Underlying paper is from 2022 and should be indicated in the title.
Worth noting: this paper was published three days before the release of GPT-3.5
Steve Krouse had an amazing rant two weeks back on/against MCP, and how asking AI to write code to call MCP servers has eaten away at actually calling tools. It feels similar, of code being a more grounded system. https://x.com/stevekrouse/status/1988641250329989533
Anthropic recently added this to the API: https://www.anthropic.com/engineering/advanced-tool-use
See "Programmatic Tool Calling"
And there was an AI productivity startup called Lutra AI doing this, although they've since pivoted to some kind of MCP infra thing: https://lutra.ai/
https://www.reddit.com/r/ChatGPT/comments/14sqcg8/anyone_els...
That is different, it's a code interpreter where the model can run code and see the outputs. It's not a different way of doing tool calls
What is "program-of-thought" ?
> What is "program-of-thought" ?
"One of the hardest things in programming?" for $1000, Alex.

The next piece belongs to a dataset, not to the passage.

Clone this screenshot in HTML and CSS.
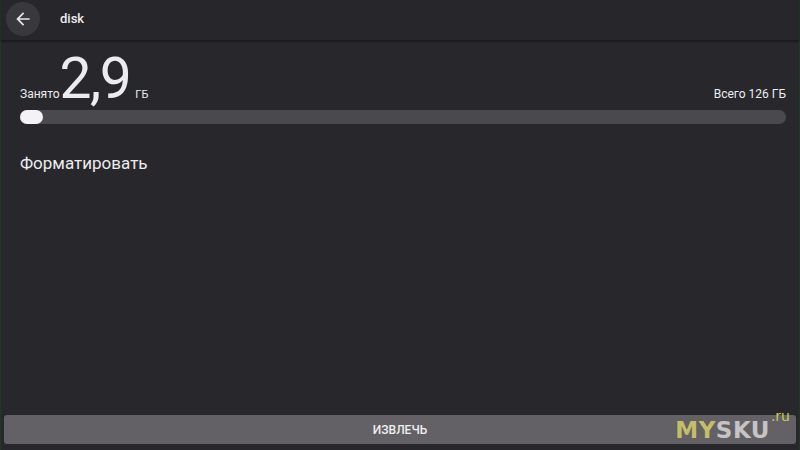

chain of shit. learn Prolog, bois.
“Statistical matrix math outperforms statistical matrix math!” More at 11
I call that self-destructive prompting in the sense that you use AI to output programs that replace calling the AI in the future. The paper seems to indicate that this also brings much better results. However it's subject to attacks as running generated code is usually unsafe. A sandbox has to be used, major agentic AI players are providing some solutions, like Langchain sandbox released earlier this year.